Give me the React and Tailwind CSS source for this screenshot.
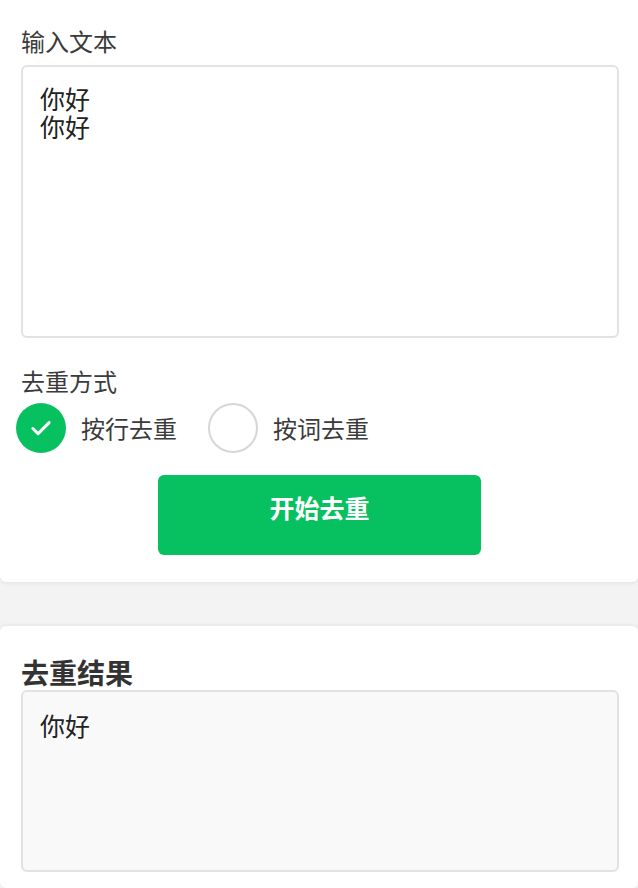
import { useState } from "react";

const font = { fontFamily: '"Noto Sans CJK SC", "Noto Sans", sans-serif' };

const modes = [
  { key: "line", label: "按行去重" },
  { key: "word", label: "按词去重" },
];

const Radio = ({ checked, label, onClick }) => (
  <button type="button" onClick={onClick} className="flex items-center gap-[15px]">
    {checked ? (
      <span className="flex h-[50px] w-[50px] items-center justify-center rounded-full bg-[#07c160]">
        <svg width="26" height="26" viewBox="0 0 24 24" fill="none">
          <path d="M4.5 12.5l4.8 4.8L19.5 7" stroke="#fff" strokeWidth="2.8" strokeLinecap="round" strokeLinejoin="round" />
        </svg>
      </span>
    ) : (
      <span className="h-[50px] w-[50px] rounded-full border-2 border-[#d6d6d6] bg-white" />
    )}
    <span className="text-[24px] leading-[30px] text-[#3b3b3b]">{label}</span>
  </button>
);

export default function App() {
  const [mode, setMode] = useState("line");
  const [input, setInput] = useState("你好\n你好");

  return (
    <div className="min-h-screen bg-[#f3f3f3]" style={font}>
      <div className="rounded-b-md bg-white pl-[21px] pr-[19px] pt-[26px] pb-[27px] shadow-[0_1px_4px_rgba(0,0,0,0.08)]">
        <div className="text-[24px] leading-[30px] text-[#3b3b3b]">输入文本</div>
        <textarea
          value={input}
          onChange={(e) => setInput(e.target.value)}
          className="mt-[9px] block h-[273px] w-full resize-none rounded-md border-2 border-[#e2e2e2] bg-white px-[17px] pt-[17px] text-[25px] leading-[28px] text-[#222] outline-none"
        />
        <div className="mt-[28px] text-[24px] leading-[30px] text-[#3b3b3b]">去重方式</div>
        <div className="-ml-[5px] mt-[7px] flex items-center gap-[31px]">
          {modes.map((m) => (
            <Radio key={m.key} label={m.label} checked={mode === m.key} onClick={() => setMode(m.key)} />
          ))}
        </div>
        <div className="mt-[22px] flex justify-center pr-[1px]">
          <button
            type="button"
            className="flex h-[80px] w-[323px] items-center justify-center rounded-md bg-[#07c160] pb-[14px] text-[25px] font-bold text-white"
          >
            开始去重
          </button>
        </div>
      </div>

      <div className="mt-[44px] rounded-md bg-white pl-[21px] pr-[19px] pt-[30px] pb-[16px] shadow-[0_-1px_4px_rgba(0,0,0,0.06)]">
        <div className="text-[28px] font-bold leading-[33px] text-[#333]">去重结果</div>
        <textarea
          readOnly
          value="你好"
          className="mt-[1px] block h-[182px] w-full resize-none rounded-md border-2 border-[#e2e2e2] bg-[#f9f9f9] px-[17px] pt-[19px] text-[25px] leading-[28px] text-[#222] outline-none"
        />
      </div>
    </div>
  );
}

——

- _SHORT TASK_: Repeat the material exactly as it reads, without any of its pictures.

- _EXPECTED OUTPUT_:
Give me the React and Tailwind CSS source for this screenshot.
import { useState } from "react";

const font = { fontFamily: '"Noto Sans CJK SC", "Noto Sans", sans-serif' };

const modes = [
  { key: "line", label: "按行去重" },
  { key: "word", label: "按词去重" },
];

const Radio = ({ checked, label, onClick }) => (
  <button type="button" onClick={onClick} className="flex items-center gap-[15px]">
    {checked ? (
      <span className="flex h-[50px] w-[50px] items-center justify-center rounded-full bg-[#07c160]">
        <svg width="26" height="26" viewBox="0 0 24 24" fill="none">
          <path d="M4.5 12.5l4.8 4.8L19.5 7" stroke="#fff" strokeWidth="2.8" strokeLinecap="round" strokeLinejoin="round" />
        </svg>
      </span>
    ) : (
      <span className="h-[50px] w-[50px] rounded-full border-2 border-[#d6d6d6] bg-white" />
    )}
    <span className="text-[24px] leading-[30px] text-[#3b3b3b]">{label}</span>
  </button>
);

export default function App() {
  const [mode, setMode] = useState("line");
  const [input, setInput] = useState("你好\n你好");

  return (
    <div className="min-h-screen bg-[#f3f3f3]" style={font}>
      <div className="rounded-b-md bg-white pl-[21px] pr-[19px] pt-[26px] pb-[27px] shadow-[0_1px_4px_rgba(0,0,0,0.08)]">
        <div className="text-[24px] leading-[30px] text-[#3b3b3b]">输入文本</div>
        <textarea
          value={input}
          onChange={(e) => setInput(e.target.value)}
          className="mt-[9px] block h-[273px] w-full resize-none rounded-md border-2 border-[#e2e2e2] bg-white px-[17px] pt-[17px] text-[25px] leading-[28px] text-[#222] outline-none"
        />
        <div className="mt-[28px] text-[24px] leading-[30px] text-[#3b3b3b]">去重方式</div>
        <div className="-ml-[5px] mt-[7px] flex items-center gap-[31px]">
          {modes.map((m) => (
            <Radio key={m.key} label={m.label} checked={mode === m.key} onClick={() => setMode(m.key)} />
          ))}
        </div>
        <div className="mt-[22px] flex justify-center pr-[1px]">
          <button
            type="button"
            className="flex h-[80px] w-[323px] items-center justify-center rounded-md bg-[#07c160] pb-[14px] text-[25px] font-bold text-white"
          >
            开始去重
          </button>
        </div>
      </div>

      <div className="mt-[44px] rounded-md bg-white pl-[21px] pr-[19px] pt-[30px] pb-[16px] shadow-[0_-1px_4px_rgba(0,0,0,0.06)]">
        <div className="text-[28px] font-bold leading-[33px] text-[#333]">去重结果</div>
        <textarea
          readOnly
          value="你好"
          className="mt-[1px] block h-[182px] w-full resize-none rounded-md border-2 border-[#e2e2e2] bg-[#f9f9f9] px-[17px] pt-[19px] text-[25px] leading-[28px] text-[#222] outline-none"
        />
      </div>
    </div>
  );
}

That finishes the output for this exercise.